A tasty dinner to please the whole family.


  • 8 centre loin chops
  • 50g butter
  • A few sprigs of rosemary
  • Light rapeseed oil

For the rye

  • 200g rye
  • Extra virgin rapeseed oil
  • 1 Lemon, juiced
  • Sea salt
  • Bunch mint (2 tbsp chopped)

For the mussels

  • 500g mussels
  • 150ml dry cider
  • 1 onion, diced
  • A few sprigs of thyme

To garnish

  • Mint oil
  • Sea Salt
  • Fresh Mint 


  1. Heat the cider with the onion and the thyme in a pot large enough to fit all the mussels. When it comes to the boil, add the mussels.
  2. Cover and cook until all the mussels open. When cool enough to handle, shell the mussels and reserve in their liquor.
  3. In a pot, cook the rye in salted water until tender.

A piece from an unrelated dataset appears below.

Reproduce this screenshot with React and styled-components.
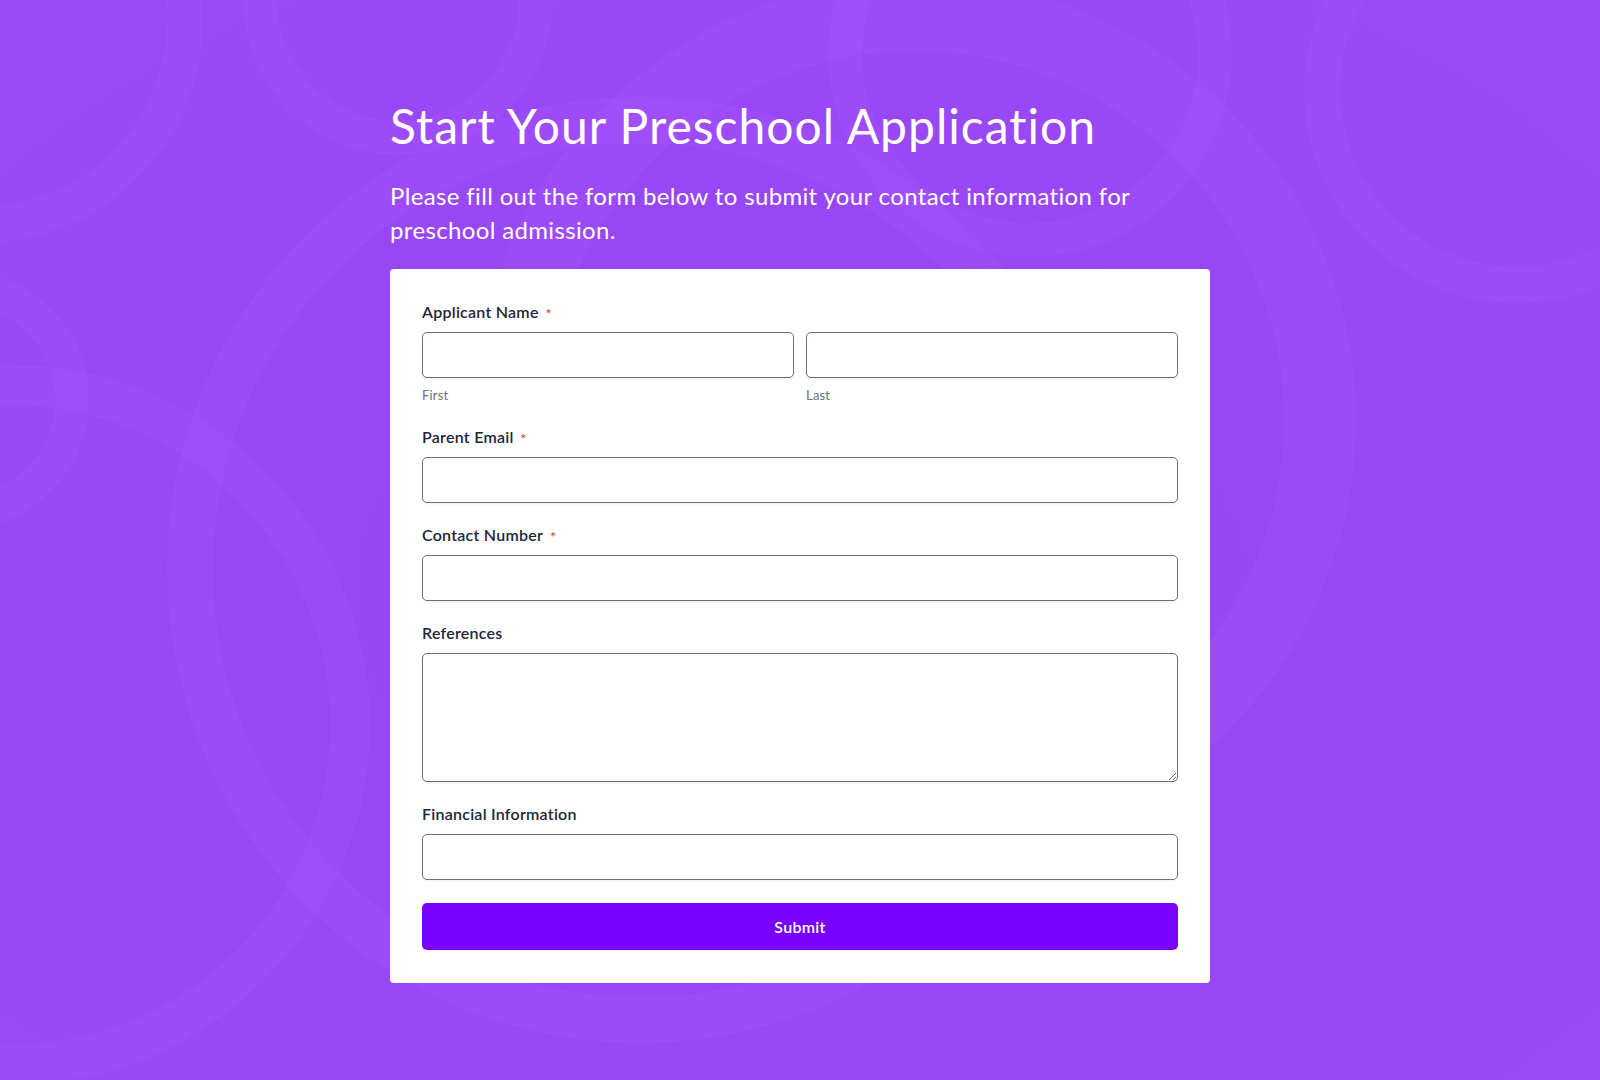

Season the rye with oil, salt and the lemon juice to taste. Add the mussels and the chopped mint.
  4. To cook the lamb, heat some oil in a large frying pan. Sear the lamb on both sides and then add the butter and the rosemary. Baste for a few minutes and then rest in a warm place.
  5. To serve, spoon the rye into the centre of each plate and then rest two chops on the top of the rye.
  6. Garnish with a mint oil, sea salt & fresh mint.